The dnet object places no restrictions on which IP hosts may be sent
to, so the same object may be used to send to many different hosts
while it is open. To close the raw socket, call ip_close. For sending at a lower level than IP, NSE provides functions for
writing Ethernet frames. ethernet_open initializes
the dnet object for sending by opening an Ethernet interface. The raw
frame is sent with ethernet_send. To close the
handle, call ethernet_close. Sometimes the easiest ways to understand complex APIs is by
example. The
ipidseq
script included with
Nmap uses raw IP packets to test hosts for suitability for Nmap's
Idle Scan (-sI). The
sniffer-detect
script also included with Nmap uses raw Ethernet frames in an attempt
to detect promiscuous-mode machines on the network (those running
sniffers).
NSE provides an exception handling mechanism which is not present in
the base Lua language. It is tailored
specifically for network I/O operations, and
follows a functional programming paradigm rather than an
object-oriented one. The nmap.new_try API method is used to
create an exception handler. This method returns a function which takes a variable
number of arguments that are assumed to be the return values of
another function. If an exception is detected in the return
values (the first return value is false),
then the script execution is aborted and no
output is produced.

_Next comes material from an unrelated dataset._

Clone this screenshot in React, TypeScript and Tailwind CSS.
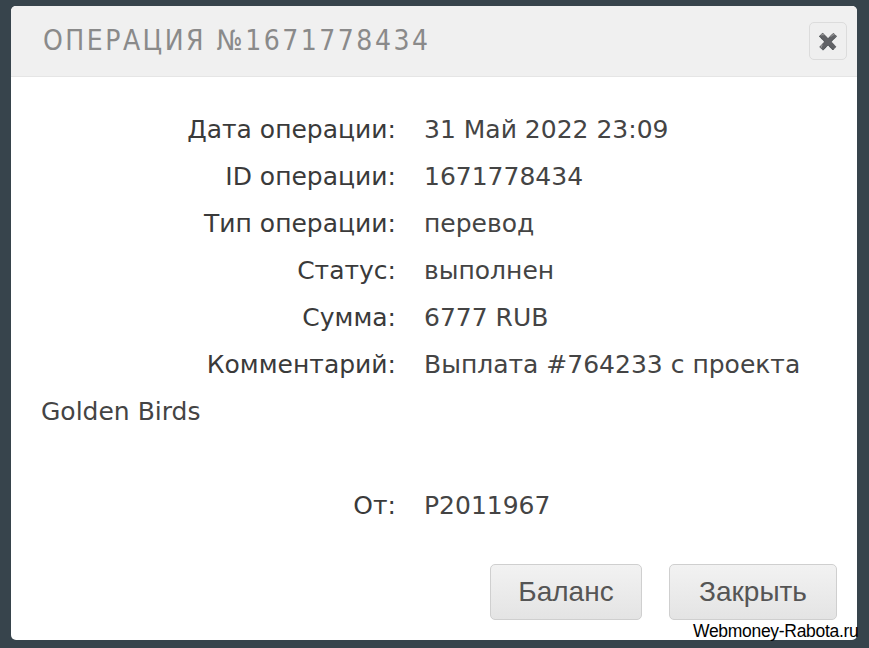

Optionally, you can pass a function to
new_try which will be called
if an exception is caught. The function would generally perform any required cleanup operations.
Example 9.3 shows cleanup
exception handling at work. A new function named
catch is defined to simply close the
newly created socket in case of an error. It is then used
to protect connection and communication attempts on that
socket. If no catch function is specified, execution of the
script aborts without further ado—open sockets will
remain open until the next run of Lua's garbage
collector. If the verbosity level is at least one or if the
scan is performed in debugging mode, a description of the
uncaught error condition is printed on standard output.
Note that it is currently not easily possible to group
several statements in one try block.
Example 9.3. Exception handling example local result, socket, try, catch
result = ""
socket = nmap.new_socket()
catch = function()
socket:close()
end
try = nmap.new_try(catch)
try(socket:connect(host.ip, port.number))
result = try(socket:receive_lines(1))
try(socket:send(result))
Writing a function which is treated properly by the
try/catch mechanism is straightforward. The function should
return multiple values. The first value should be a Boolean
which is true upon successful completion of the function and
false (or nil) otherwise. If the function completed successfully, the try
construct consumes the indicator value and returns the
remaining values. If the function failed then the second
returned value must be a string describing the error
condition. Note that if the value is not
nil or false it is
treated as true so you can return your
value in the normal case and return nil, <error description>
if an error occurs.
The registry is a Lua table (accessible
as nmap.registry) with the special property
that it is visible by all scripts and retains its state
between script executions. The registry is transient—it
is not stored between Nmap executions. Every script can read
and write to the registry. Scripts commonly use it to save
information for other instances of the same script. For
example, the whois
and asn-query scripts may query one IP
address, but receive information which may apply to tens of
thousands of IPs on that network. Saving the information in
the registry may prevent other script threads from having to
repeat the query. The registry may also be used to hand
information to completely different scripts. For example,
the snmp-brute script saves a discovered
community name in the registry where it may be used by other
SNMP scripts. Script which use the results of another script
must declare it using the dependencies
variable to make sure that the earlier script runs first.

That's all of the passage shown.